*Problem description*
Only a number is required: how many lines of the material contain the word "React"?

*Source excerpt*
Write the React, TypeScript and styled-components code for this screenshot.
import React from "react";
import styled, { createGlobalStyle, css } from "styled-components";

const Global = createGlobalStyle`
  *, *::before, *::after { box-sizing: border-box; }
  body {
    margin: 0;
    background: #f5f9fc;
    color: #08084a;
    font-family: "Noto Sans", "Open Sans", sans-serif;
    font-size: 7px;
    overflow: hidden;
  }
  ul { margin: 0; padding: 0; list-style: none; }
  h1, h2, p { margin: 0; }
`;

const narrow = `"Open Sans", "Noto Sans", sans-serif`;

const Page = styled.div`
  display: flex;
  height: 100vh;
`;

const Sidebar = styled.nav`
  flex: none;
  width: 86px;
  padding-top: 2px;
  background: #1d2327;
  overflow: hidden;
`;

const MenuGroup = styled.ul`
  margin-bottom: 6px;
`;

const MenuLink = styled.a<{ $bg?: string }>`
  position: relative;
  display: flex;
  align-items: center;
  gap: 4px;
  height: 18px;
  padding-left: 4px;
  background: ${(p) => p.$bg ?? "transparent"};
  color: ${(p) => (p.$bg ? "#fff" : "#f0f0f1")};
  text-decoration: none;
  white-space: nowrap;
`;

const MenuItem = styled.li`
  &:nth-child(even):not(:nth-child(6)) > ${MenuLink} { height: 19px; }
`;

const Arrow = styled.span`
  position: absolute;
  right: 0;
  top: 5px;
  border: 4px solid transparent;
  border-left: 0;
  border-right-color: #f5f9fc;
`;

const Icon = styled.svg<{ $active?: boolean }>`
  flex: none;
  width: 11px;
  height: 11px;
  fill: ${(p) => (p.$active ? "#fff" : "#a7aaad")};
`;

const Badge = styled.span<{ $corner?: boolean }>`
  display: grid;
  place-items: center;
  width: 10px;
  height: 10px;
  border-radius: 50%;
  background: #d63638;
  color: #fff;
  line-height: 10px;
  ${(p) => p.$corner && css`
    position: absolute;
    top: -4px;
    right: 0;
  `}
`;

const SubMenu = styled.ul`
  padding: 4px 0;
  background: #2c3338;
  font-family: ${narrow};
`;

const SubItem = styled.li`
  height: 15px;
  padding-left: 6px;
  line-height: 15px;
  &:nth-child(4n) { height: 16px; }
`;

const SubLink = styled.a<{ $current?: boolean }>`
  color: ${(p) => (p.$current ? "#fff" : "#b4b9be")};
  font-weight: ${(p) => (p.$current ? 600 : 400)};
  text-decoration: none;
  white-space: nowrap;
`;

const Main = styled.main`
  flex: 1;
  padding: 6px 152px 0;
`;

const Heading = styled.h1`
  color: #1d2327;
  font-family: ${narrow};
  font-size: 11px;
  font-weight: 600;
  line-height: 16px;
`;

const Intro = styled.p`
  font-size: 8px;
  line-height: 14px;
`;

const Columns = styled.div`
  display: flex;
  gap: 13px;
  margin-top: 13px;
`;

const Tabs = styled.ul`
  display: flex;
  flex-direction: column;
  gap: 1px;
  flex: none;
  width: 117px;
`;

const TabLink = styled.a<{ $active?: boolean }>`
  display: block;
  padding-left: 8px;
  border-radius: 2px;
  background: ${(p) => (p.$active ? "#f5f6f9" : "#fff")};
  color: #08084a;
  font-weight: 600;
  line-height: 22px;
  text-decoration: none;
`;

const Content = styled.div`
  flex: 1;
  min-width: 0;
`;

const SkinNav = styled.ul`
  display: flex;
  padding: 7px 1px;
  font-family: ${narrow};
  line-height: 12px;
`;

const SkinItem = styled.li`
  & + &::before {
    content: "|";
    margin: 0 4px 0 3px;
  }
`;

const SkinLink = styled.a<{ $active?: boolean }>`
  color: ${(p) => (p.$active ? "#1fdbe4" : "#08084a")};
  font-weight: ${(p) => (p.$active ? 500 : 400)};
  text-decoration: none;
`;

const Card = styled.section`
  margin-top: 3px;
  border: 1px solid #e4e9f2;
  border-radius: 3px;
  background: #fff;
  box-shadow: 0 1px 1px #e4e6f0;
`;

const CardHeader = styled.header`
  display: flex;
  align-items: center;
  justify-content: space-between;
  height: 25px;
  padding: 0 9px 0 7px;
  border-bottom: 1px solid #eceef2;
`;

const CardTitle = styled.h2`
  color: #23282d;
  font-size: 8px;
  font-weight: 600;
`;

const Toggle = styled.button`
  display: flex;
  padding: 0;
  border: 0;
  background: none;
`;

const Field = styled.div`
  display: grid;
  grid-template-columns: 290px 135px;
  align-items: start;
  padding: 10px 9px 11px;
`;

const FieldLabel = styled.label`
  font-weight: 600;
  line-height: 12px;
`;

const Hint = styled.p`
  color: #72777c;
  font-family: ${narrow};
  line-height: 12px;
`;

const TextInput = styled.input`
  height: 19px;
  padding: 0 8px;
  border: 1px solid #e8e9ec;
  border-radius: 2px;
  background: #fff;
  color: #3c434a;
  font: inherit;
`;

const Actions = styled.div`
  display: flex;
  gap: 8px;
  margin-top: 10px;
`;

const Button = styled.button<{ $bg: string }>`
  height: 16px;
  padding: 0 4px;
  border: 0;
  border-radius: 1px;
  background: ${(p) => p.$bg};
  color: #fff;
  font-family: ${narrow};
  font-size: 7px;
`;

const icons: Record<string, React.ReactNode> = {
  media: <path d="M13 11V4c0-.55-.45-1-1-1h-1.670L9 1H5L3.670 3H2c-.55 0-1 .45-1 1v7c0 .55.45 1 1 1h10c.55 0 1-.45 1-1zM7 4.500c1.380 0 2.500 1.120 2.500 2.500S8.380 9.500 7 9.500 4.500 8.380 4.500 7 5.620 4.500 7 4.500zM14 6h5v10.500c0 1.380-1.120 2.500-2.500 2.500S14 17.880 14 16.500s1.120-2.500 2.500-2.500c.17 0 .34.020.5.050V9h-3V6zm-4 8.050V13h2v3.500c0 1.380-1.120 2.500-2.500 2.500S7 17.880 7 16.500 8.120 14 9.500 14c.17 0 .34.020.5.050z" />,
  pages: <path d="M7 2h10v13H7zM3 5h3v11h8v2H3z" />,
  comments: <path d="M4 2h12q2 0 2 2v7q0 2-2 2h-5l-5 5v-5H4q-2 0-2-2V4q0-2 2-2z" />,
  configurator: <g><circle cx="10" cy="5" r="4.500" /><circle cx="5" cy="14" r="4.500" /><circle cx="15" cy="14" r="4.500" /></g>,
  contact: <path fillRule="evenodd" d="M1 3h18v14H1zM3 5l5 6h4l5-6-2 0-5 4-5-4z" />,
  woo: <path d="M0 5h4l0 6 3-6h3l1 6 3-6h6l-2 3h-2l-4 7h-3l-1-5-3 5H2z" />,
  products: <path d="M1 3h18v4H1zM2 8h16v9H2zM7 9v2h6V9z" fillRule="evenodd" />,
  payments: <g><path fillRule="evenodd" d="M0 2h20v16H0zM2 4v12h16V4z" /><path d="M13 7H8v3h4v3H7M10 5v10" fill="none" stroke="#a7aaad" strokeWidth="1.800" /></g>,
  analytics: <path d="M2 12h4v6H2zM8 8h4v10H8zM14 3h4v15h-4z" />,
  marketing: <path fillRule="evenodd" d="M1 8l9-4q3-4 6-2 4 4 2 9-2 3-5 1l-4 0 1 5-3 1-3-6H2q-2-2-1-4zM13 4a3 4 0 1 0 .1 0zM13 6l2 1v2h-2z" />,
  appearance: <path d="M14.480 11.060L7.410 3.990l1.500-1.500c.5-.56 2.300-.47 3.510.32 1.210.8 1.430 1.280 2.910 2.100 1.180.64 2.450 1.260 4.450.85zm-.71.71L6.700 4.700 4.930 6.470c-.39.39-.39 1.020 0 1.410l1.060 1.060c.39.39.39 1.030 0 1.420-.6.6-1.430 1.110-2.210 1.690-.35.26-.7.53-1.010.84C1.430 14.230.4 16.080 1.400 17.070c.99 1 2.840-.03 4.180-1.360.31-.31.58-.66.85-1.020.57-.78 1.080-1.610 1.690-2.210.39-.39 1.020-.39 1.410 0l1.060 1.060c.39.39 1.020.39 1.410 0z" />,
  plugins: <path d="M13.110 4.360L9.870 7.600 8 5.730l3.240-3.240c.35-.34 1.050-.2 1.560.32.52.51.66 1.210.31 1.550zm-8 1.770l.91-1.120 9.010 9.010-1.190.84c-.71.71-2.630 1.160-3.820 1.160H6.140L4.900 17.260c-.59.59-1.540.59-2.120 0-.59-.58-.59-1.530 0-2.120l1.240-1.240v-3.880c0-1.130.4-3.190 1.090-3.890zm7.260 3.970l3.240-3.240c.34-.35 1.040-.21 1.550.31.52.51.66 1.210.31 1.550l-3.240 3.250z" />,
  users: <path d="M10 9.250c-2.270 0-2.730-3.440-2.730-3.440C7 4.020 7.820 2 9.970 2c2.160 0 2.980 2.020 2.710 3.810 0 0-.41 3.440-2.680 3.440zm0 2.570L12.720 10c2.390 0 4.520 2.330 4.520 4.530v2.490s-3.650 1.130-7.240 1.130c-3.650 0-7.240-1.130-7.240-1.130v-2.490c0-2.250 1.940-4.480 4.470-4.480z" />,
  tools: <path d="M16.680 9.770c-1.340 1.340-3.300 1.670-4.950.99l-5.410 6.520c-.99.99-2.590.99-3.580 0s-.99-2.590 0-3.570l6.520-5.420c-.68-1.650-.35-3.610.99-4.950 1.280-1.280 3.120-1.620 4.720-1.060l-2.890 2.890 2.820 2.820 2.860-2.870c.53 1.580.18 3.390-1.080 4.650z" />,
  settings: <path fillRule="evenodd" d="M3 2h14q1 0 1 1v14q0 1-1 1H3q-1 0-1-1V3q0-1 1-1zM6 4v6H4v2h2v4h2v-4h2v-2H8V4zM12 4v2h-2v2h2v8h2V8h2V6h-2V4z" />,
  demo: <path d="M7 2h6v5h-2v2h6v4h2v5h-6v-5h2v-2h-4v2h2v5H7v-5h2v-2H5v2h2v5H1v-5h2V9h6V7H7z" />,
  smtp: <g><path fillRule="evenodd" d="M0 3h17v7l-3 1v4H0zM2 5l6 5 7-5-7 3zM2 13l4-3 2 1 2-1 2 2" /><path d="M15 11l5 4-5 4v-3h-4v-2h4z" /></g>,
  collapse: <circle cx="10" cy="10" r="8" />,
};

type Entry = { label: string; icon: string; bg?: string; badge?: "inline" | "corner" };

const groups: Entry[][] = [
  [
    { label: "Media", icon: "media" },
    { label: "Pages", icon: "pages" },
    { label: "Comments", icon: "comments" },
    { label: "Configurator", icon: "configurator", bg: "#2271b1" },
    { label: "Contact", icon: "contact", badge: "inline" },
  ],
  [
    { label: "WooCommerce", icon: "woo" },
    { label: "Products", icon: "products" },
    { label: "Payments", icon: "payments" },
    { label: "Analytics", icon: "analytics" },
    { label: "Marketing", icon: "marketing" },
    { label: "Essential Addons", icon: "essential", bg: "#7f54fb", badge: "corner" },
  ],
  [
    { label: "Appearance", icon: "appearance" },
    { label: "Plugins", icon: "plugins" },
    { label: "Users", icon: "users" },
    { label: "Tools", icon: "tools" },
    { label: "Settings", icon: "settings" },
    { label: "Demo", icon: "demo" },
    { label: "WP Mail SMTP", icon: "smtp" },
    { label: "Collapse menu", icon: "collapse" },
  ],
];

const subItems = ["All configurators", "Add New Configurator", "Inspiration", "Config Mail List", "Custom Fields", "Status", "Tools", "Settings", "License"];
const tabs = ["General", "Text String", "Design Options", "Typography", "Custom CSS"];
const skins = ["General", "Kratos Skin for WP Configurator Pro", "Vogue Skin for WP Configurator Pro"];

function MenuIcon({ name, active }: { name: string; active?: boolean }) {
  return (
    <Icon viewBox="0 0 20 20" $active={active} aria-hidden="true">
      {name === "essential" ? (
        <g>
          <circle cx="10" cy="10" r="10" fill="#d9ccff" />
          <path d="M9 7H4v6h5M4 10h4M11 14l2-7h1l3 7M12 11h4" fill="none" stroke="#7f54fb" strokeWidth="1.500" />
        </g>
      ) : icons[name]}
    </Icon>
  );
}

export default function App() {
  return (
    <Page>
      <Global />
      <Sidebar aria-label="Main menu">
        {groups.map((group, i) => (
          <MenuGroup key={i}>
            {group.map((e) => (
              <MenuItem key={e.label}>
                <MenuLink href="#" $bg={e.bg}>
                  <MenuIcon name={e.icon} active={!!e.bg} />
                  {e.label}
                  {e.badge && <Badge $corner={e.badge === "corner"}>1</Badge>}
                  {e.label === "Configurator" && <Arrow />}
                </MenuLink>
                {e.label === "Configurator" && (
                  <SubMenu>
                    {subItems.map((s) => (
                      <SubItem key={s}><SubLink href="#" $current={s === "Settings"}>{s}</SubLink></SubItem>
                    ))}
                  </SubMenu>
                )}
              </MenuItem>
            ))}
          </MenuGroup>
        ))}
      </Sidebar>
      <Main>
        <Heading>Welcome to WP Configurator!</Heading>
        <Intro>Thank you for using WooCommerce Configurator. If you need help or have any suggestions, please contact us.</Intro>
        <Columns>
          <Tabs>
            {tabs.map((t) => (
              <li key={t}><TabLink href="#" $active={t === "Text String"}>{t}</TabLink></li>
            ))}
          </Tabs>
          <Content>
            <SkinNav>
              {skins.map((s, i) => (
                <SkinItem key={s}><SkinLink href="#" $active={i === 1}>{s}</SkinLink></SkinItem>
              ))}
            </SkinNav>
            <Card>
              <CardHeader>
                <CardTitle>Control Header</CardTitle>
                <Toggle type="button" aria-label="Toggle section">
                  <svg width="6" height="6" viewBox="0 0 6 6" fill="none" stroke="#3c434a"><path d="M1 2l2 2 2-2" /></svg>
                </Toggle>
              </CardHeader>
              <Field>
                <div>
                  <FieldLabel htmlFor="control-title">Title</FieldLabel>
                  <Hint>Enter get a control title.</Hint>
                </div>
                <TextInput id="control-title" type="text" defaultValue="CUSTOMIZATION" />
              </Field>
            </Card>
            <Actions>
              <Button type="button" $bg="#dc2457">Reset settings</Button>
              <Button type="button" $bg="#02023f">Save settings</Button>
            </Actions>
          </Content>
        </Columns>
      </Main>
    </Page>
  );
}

*Full answer*
3